Which one of these views is correct? If independent directors are an important factor in making investment decisions, foreign investors would show an inclination toward companies with independent directors. Such a tendency, if confirmed, would indicate that foreign investors are staying away from the overall Japanese market simply because the mechanism for monitoring management performance is considered weak.

I tested this observation using NEEDS-Cges (Nikkei Economic Electronic Databank System - Corporate Governance Evaluation System) data compiled from publicly filed financial statements, which include information on the presence (or absence) of outside directors - as defined by the Companies Act - as well as their degree of independence. Here, a company is considered to have a "highly independent" outside director if its board includes at least one outside director that has no record of having ever been employed by a (1) bank, (2) parent or controlling company or (3) subsidiary or affiliate, and is not serving as part of an exchange of directors between friendly companies, or serving concurrently as top management of another company. Alternatively, a company is considered to have a "marginally independent" outside director if one or more of the directors listed in its financial statements are outsiders, but none of them is considered "highly independent" based on the above criteria.

In the table below, companies listed in the first section of the Tokyo Stock Exchange are classified according to foreign ownership ratio and presence of outside directors. From this table we can see that the number of companies with outside directors has been increasing over the years, accounting for 45.26% of total firms in 2008. Furthermore, the fact that many companies place considerable importance on ensuring the independence of outside directors is also observable. According to the 2008 figures, of the 773 companies with outside directors 623 have at least one "highly independent" outside director.

Table: Presence of outside directors and foreign ownership ratio

Table:Presence of outside directors and foreign ownership ratio

Source: Compiled by NLI Research Institute based on data provided by the NEEDS-Cges database.

The table reveals distinct differences in the foreign ownership ratio of companies that do and do not have outside directors. In 2008, the average ratio of foreign ownership in companies with outside directors stood at 16.50%, or 3.85 percentage points higher than the 12.65% ratio among companies with no outside directors.

What is noteworthy here is that the foreign ownership ratio differs significantly depending on the degree of independence of outside directors. In 2008, the foreign ownership ratio for companies having "highly independent"outside directors" was 17.41%, a statistically significant difference of 4.75 percentage points higher than the ratio for companies with no outside directors. Meanwhile, the foreign ownership ratio for companies with "marginally independent" outside directors was 12.74%, which is not statistically different from companies with no outside directors.

These findings suggest the possibility that foreign investors' skepticism of Japanese corporate governance does indeed affect their investment behavior and as a result, that a governance discount exists in the Japanese stock market. But we need to remember that the above analysis does not provide enough information to confirm a causal relationship. That is, we cannot rule out the possibility that high foreign ownership induces companies to appoint independent directors, instead of that foreign investors seek out companies with independent directors. Alternatively, it may be the case that companies appoint an independent director due to a third factor that happens to also be correlated with foreign investors' preferences.

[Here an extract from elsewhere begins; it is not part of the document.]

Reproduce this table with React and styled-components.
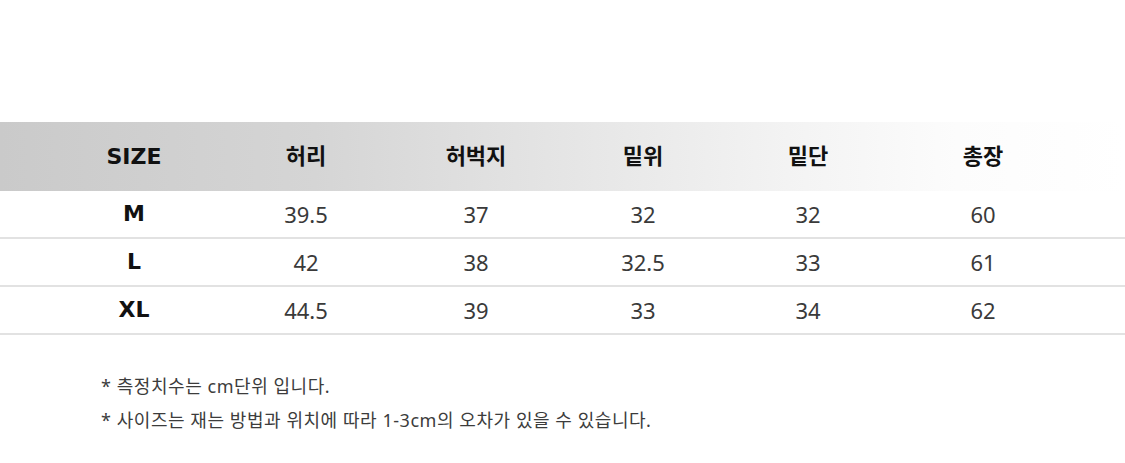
import React from "react";
import styled, { createGlobalStyle } from "styled-components";

const GlobalStyle = createGlobalStyle`
  html, body {
    margin: 0;
    padding: 0;
    background: #fff;
  }
  body {
    font-family: "Noto Sans", "Noto Sans CJK KR", sans-serif;
  }
`;

const columns = ["SIZE", "허리", "허벅지", "밑위", "밑단", "총장"];

const rows = [
  ["M", "39.5", "37", "32", "32", "60"],
  ["L", "42", "38", "32.5", "33", "61"],
  ["XL", "44.5", "39", "33", "34", "62"],
];

const notes = [
  "* 측정치수는 cm단위 입니다.",
  "* 사이즈는 재는 방법과 위치에 따라 1-3cm의 오차가 있을 수 있습니다.",
];

const Page = styled.div`
  width: 1125px;
  height: 463px;
  padding-top: 122px;
  box-sizing: border-box;
  overflow: hidden;
`;

const Table = styled.div`
  width: 100%;
`;

const Row = styled.div`
  display: grid;
  grid-template-columns: 172px 172px 168px 166px 164px 186px;
  padding-left: 48px;
  align-items: center;
  height: ${(p) => (p.$head ? "69px" : "46px")};
  border-bottom: ${(p) => (p.$head ? "none" : "2px solid #e2e2e2")};
  background: ${(p) =>
    p.$head
      ? "linear-gradient(to right, #cacaca 0%, #d5d5d5 28%, #e5e5e5 50%, #f3f3f3 70%, #fcfcfc 85%, #ffffff 100%)"
      : "#fff"};
`;

const Cell = styled.div`
  text-align: center;
  font-size: 22px;
  line-height: 1;
  color: ${(p) => (p.$bold ? "#111" : "#3a3a3a")};
  font-weight: ${(p) => (p.$bold ? 700 : 400)};
  font-family: ${(p) =>
    p.$bold
      ? '"DejaVu Sans", "Noto Sans CJK KR", sans-serif'
      : '"Noto Sans", "Noto Sans CJK KR", sans-serif'};
`;

const Notes = styled.div`
  padding: 34px 0 0 101px;
`;

const Note = styled.p`
  margin: 0;
  font-size: 18px;
  letter-spacing: 0.55px;
  line-height: 34px;
  color: #3c3c3c;
  font-family: "Noto Sans", "Noto Sans CJK KR", sans-serif;
`;

export default function App() {
  return (
    <>
      <GlobalStyle />
      <Page>
        <Table>
          <Row $head>
            {columns.map((c) => (
              <Cell key={c} $bold>
                {c}
              </Cell>
            ))}
          </Row>
          {rows.map((r) => (
            <Row key={r[0]}>
              {r.map((v, i) => (
                <Cell key={i} $bold={i === 0}>
                  {v}
                </Cell>
              ))}
            </Row>
          ))}
        </Table>
        <Notes>
          {notes.map((n) => (
            <Note key={n}>{n}</Note>
          ))}
        </Notes>
      </Page>
    </>
  );
}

However, we must move forward on this issue because Japan cannot afford to postpone this decision until every reliable empirical finding has been pulled together and put on the table. The global economic crisis is forcing investors all over the world to tighten their purse strings, which reduces the amount of risk capital available for investing. Under these adverse conditions, Japan is confronted with the task of reinvigorating its stock market. One answer to this challenge lies in reassuring investors that a proper and well-functioning monitoring mechanism is in place for corporate management.